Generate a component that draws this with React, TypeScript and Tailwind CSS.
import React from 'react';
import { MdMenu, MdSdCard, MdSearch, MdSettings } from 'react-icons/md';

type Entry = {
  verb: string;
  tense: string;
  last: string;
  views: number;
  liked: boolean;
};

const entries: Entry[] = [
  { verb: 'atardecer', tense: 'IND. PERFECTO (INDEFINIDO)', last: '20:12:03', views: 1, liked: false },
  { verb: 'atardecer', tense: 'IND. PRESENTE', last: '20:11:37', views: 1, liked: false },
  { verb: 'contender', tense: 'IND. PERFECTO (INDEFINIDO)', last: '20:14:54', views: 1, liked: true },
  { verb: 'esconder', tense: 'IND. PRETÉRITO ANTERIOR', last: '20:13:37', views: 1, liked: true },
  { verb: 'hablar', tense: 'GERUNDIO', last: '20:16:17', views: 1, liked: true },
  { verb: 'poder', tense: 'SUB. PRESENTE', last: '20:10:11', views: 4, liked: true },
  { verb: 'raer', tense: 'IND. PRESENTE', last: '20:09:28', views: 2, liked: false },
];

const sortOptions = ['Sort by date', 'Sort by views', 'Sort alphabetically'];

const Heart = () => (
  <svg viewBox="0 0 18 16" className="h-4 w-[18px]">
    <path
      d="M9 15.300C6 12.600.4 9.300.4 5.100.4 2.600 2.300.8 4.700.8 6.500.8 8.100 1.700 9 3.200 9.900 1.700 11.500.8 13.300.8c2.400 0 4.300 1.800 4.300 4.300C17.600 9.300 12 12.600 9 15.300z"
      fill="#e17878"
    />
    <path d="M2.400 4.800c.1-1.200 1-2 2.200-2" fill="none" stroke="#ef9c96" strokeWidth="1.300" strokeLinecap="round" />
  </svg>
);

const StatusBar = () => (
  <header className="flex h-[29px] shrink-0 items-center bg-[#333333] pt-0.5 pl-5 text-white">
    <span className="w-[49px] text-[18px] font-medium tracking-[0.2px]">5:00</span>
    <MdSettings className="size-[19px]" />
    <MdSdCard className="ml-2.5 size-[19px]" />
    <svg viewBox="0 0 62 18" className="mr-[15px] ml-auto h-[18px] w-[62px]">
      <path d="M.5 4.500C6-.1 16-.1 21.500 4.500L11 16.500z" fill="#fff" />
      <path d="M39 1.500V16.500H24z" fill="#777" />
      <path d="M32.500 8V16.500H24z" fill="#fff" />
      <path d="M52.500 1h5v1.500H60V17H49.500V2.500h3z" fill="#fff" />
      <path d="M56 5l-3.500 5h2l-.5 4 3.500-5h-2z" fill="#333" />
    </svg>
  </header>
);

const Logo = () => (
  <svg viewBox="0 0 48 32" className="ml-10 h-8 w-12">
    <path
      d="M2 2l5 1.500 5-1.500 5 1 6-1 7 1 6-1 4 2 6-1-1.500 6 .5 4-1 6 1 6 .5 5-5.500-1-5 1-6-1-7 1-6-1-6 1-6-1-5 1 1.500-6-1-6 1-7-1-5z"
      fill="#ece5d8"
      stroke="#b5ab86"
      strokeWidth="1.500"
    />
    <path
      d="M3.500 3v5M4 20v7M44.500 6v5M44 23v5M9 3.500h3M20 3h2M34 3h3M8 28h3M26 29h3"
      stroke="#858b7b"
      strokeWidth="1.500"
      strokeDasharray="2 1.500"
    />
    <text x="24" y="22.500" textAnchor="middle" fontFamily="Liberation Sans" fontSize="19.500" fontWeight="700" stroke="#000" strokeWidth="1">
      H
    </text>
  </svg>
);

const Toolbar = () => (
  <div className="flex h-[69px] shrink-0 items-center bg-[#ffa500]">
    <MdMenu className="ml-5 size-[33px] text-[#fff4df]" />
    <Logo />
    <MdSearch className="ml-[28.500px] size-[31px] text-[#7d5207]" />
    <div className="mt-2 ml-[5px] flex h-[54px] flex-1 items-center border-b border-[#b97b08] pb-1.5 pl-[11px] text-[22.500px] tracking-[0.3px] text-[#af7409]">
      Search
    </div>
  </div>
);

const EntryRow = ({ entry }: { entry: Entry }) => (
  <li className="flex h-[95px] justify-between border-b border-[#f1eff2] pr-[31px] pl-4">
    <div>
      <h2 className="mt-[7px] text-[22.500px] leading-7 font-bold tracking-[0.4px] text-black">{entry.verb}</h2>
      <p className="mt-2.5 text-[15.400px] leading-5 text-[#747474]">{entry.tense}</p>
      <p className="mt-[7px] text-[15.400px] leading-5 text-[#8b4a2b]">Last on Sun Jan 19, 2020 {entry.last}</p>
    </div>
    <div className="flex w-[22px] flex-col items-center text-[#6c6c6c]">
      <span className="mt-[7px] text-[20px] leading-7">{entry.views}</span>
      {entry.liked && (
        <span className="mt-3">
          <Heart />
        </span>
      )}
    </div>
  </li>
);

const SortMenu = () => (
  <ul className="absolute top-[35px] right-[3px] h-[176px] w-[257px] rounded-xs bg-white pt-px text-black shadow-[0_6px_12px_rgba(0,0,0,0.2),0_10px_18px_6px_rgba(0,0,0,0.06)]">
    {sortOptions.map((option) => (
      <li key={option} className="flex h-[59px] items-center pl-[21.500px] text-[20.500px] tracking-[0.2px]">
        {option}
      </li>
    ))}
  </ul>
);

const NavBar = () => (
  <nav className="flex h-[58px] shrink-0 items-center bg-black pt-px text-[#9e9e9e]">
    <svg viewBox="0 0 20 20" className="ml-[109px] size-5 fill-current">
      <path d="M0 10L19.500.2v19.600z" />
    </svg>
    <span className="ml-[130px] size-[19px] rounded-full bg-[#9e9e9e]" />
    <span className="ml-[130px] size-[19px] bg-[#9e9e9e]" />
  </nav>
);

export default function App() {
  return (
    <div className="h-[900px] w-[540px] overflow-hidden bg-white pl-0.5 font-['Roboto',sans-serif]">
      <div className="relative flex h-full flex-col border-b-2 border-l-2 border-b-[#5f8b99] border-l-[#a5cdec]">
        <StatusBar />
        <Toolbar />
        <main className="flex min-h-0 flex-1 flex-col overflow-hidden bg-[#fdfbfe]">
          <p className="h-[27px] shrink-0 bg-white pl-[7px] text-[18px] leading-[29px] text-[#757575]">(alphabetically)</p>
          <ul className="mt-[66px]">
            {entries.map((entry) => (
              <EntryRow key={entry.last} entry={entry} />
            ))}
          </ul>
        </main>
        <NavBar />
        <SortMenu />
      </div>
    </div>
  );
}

— Work to be completed —
Using the listing above, retype each line exactly.

— Output —
Generate a component that draws this with React, TypeScript and Tailwind CSS.
import React from 'react';
import { MdMenu, MdSdCard, MdSearch, MdSettings } from 'react-icons/md';

type Entry = {
  verb: string;
  tense: string;
  last: string;
  views: number;
  liked: boolean;
};

const entries: Entry[] = [
  { verb: 'atardecer', tense: 'IND. PERFECTO (INDEFINIDO)', last: '20:12:03', views: 1, liked: false },
  { verb: 'atardecer', tense: 'IND. PRESENTE', last: '20:11:37', views: 1, liked: false },
  { verb: 'contender', tense: 'IND. PERFECTO (INDEFINIDO)', last: '20:14:54', views: 1, liked: true },
  { verb: 'esconder', tense: 'IND. PRETÉRITO ANTERIOR', last: '20:13:37', views: 1, liked: true },
  { verb: 'hablar', tense: 'GERUNDIO', last: '20:16:17', views: 1, liked: true },
  { verb: 'poder', tense: 'SUB. PRESENTE', last: '20:10:11', views: 4, liked: true },
  { verb: 'raer', tense: 'IND. PRESENTE', last: '20:09:28', views: 2, liked: false },
];

const sortOptions = ['Sort by date', 'Sort by views', 'Sort alphabetically'];

const Heart = () => (
  <svg viewBox="0 0 18 16" className="h-4 w-[18px]">
    <path
      d="M9 15.300C6 12.600.4 9.300.4 5.100.4 2.600 2.300.8 4.700.8 6.500.8 8.100 1.700 9 3.200 9.900 1.700 11.500.8 13.300.8c2.400 0 4.300 1.800 4.300 4.300C17.600 9.300 12 12.600 9 15.300z"
      fill="#e17878"
    />
    <path d="M2.400 4.800c.1-1.200 1-2 2.200-2" fill="none" stroke="#ef9c96" strokeWidth="1.300" strokeLinecap="round" />
  </svg>
);

const StatusBar = () => (
  <header className="flex h-[29px] shrink-0 items-center bg-[#333333] pt-0.5 pl-5 text-white">
    <span className="w-[49px] text-[18px] font-medium tracking-[0.2px]">5:00</span>
    <MdSettings className="size-[19px]" />
    <MdSdCard className="ml-2.5 size-[19px]" />
    <svg viewBox="0 0 62 18" className="mr-[15px] ml-auto h-[18px] w-[62px]">
      <path d="M.5 4.500C6-.1 16-.1 21.500 4.500L11 16.500z" fill="#fff" />
      <path d="M39 1.500V16.500H24z" fill="#777" />
      <path d="M32.500 8V16.500H24z" fill="#fff" />
      <path d="M52.500 1h5v1.500H60V17H49.500V2.500h3z" fill="#fff" />
      <path d="M56 5l-3.500 5h2l-.5 4 3.500-5h-2z" fill="#333" />
    </svg>
  </header>
);

const Logo = () => (
  <svg viewBox="0 0 48 32" className="ml-10 h-8 w-12">
    <path
      d="M2 2l5 1.500 5-1.500 5 1 6-1 7 1 6-1 4 2 6-1-1.500 6 .5 4-1 6 1 6 .5 5-5.500-1-5 1-6-1-7 1-6-1-6 1-6-1-5 1 1.500-6-1-6 1-7-1-5z"
      fill="#ece5d8"
      stroke="#b5ab86"
      strokeWidth="1.500"
    />
    <path
      d="M3.500 3v5M4 20v7M44.500 6v5M44 23v5M9 3.500h3M20 3h2M34 3h3M8 28h3M26 29h3"
      stroke="#858b7b"
      strokeWidth="1.500"
      strokeDasharray="2 1.500"
    />
    <text x="24" y="22.500" textAnchor="middle" fontFamily="Liberation Sans" fontSize="19.500" fontWeight="700" stroke="#000" strokeWidth="1">
      H
    </text>
  </svg>
);

const Toolbar = () => (
  <div className="flex h-[69px] shrink-0 items-center bg-[#ffa500]">
    <MdMenu className="ml-5 size-[33px] text-[#fff4df]" />
    <Logo />
    <MdSearch className="ml-[28.500px] size-[31px] text-[#7d5207]" />
    <div className="mt-2 ml-[5px] flex h-[54px] flex-1 items-center border-b border-[#b97b08] pb-1.5 pl-[11px] text-[22.500px] tracking-[0.3px] text-[#af7409]">
      Search
    </div>
  </div>
);

const EntryRow = ({ entry }: { entry: Entry }) => (
  <li className="flex h-[95px] justify-between border-b border-[#f1eff2] pr-[31px] pl-4">
    <div>
      <h2 className="mt-[7px] text-[22.500px] leading-7 font-bold tracking-[0.4px] text-black">{entry.verb}</h2>
      <p className="mt-2.5 text-[15.400px] leading-5 text-[#747474]">{entry.tense}</p>
      <p className="mt-[7px] text-[15.400px] leading-5 text-[#8b4a2b]">Last on Sun Jan 19, 2020 {entry.last}</p>
    </div>
    <div className="flex w-[22px] flex-col items-center text-[#6c6c6c]">
      <span className="mt-[7px] text-[20px] leading-7">{entry.views}</span>
      {entry.liked && (
        <span className="mt-3">
          <Heart />
        </span>
      )}
    </div>
  </li>
);

const SortMenu = () => (
  <ul className="absolute top-[35px] right-[3px] h-[176px] w-[257px] rounded-xs bg-white pt-px text-black shadow-[0_6px_12px_rgba(0,0,0,0.2),0_10px_18px_6px_rgba(0,0,0,0.06)]">
    {sortOptions.map((option) => (
      <li key={option} className="flex h-[59px] items-center pl-[21.500px] text-[20.500px] tracking-[0.2px]">
        {option}
      </li>
    ))}
  </ul>
);

const NavBar = () => (
  <nav className="flex h-[58px] shrink-0 items-center bg-black pt-px text-[#9e9e9e]">
    <svg viewBox="0 0 20 20" className="ml-[109px] size-5 fill-current">
      <path d="M0 10L19.500.2v19.600z" />
    </svg>
    <span className="ml-[130px] size-[19px] rounded-full bg-[#9e9e9e]" />
    <span className="ml-[130px] size-[19px] bg-[#9e9e9e]" />
  </nav>
);

export default function App() {
  return (
    <div className="h-[900px] w-[540px] overflow-hidden bg-white pl-0.5 font-['Roboto',sans-serif]">
      <div className="relative flex h-full flex-col border-b-2 border-l-2 border-b-[#5f8b99] border-l-[#a5cdec]">
        <StatusBar />
        <Toolbar />
        <main className="flex min-h-0 flex-1 flex-col overflow-hidden bg-[#fdfbfe]">
          <p className="h-[27px] shrink-0 bg-white pl-[7px] text-[18px] leading-[29px] text-[#757575]">(alphabetically)</p>
          <ul className="mt-[66px]">
            {entries.map((entry) => (
              <EntryRow key={entry.last} entry={entry} />
            ))}
          </ul>
        </main>
        <NavBar />
        <SortMenu />
      </div>
    </div>
  );
}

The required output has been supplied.